Cytogenetic analysis later confirmed the diagnosis of synovial sarcoma. RT-PCR analysis showed SYT/SSX translocation, a characteristic feature of the condition.
The patient is currently being treated with VIDE (Vincristine, Ifosfamide, Doxorubicin and Etoposide) chemotherapy.
Sarcomas originating in kidneys of adults are rare. Lieomyosarcoma is the most common renal sarcoma, which accounts for 40-60% followed by rhabdomyosarcoma, angiosarcoma, haemangiopericytoma, liposarcoma, chondrosarcoma and osteosarcoma. (1). Primary renal sarcoma in childhood is mainly confined to clear cell sarcoma of kidney and malignant rhabdoid tumour (2).
Synovial sarcoma is the fourth most common sarcoma, which accounts for 5-10% of all soft tissue sarcoma cases (3). Synovial sarcoma primarily occurs in extremities of young adult but has been reported in variety of unusual locations in which there is no synovial structure as detailed in Table 1.

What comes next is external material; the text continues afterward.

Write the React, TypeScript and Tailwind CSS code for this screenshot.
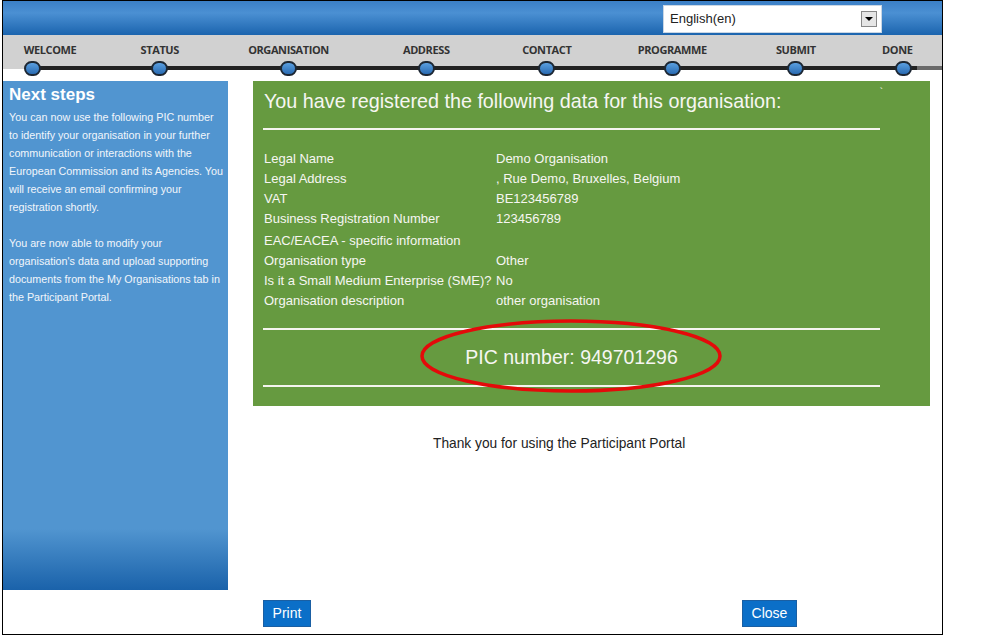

Primary renal synovial sarcoma is extremely rare and was first described by Faria et al in 1999 (5). It has been reported in the age group between 19-61. A M:F ratio of 1.7:1 has been established from review of first 19 cases (6). Patients presented with either flank pain or haematuria or both. The tumours at the time of diagnosis ranged from 5-19 cm with 67% having grossly identifiable cyst and 82% having cyst on microscopy (6). Histologically, tumours are typically mitotically active with monomorphic plump spindle cells and indistinct cell borders growing in short, intersecting fascicles or in solid sheets. Cysts are lined by mitotically inactive polygonal eosinophilic cells with apically located nuclei (“hobnailed epithelium”), and appear to be entrapped native renal tubules, which may be extensively dilated. Areas of solid aggregation or fascicles of the tumour cells alternating with hypocellular myxoid tissues, together with areas displaying a prominent haemangipericytoma-like pattern, may be found. Histologically, the tumour is classified as Monophasic, Biphasic (epithelial cells and spindle cells) and Poorly differentiated. Immunohistochemical markers are helpful in differential diagnosis of spindle cell neoplasm. However, none of these markers so far available is specific enough to make the diagnosis of Synovoial Sarcoma (3). Table 2 details the immunohistochemistry of synovial sarcoma
Despite the Histopathology and Immunohistochemistry differentiating between synovial sarcoma and congenital mesoblastic nephroma or clear cell sarcoma can be difficult. Cytogenetics, Chromosomal study and Molecular analysis has greatly aided in diagnosis of Synovial sarcoma. A characteristic translocation t(X;18) is found in 90% of the patients of synovial sarcoma (7). Crew et al demonstrated that the t(X;18)(p11.2;q11.2) results in the fusion of chromosome 18 SYT gene to either of the two homologous genes SSX1 or SSX2(7).The prognosis of patients with SYT-SSX2 translocation is better than SYT-SSX1 translocation (8).
The treatment of primary renal synovial sarcoma involves surgery and adjuvant chemotherapy. Synovial sarcomas are chemosensitive to ifosphamide and doxorubicin based chemotherapy with a response rate of 24% (9). The prognosis despite treatment is poor with a 5-year survival rate of synovial sarcoma being 42-89%(8). Factors predicting worse prognosis for patients with synovial sarcoma include tumour size (>5cm), male gender, older age (>20 years), extensive tumour necrosis, high grade, large number of mitotic figures (>10 per 10 high powered fields), neurovascular invasion and, recently, the SYT-SSX1 variant (10).